Kenya Government launches insurance program to protect its northern frontier herders against catastrophic drought
Fred Segor, principal secretary in Kenya’s State Department of Livestock in the Ministry of Agriculture, Livestock and Fisheries and member of the board of trustees of the Kenya-based International Livestock Research Institute (ILRI), recently announced that a large government-sponsored livestock insurance scheme would begin being implemented this October in Wajir, Turkana and Marsabit at a cost of Kshs80.9 million (about USD800,000).
Fred Segor said the cover would be escalated to cover 14 of Kenya’s northern counties, targeting 5,000 households in the short term, to help them cope with recurring drought.
William Ruto, deputy president of Kenya, lauded this pastoral insurance initiative, noting that it was a culmination of intense research by the Kenya Ministry of Agriculture, the World Bank and ILRI to compensate farmers who buy insurance cover against the effects of drought.
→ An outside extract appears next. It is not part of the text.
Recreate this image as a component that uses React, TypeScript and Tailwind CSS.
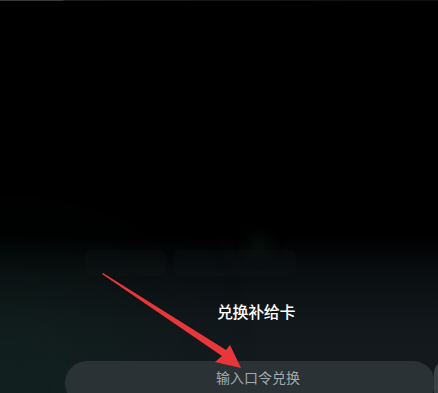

Ruto pledged a further KShs200 million from the government towards the cover to hasten its expansion to all 14 counties of northern Kenya: Mandera, Wajir, Marsabit, Turkana, West Pokot, Baringo, Laikipia, Isiolo, Samburu,Garissa, Tana River, Lamu, Kajiado and Narok.
The new Kenya Livestock Insurance Program (KLIP) is essentially a scaling-up of an insurance product of ILRI’s, known as the Index-Based Livestock Insurance (IBLI), made possible through ILRI’s partnership with the World Bank Group and the Government of Kenya.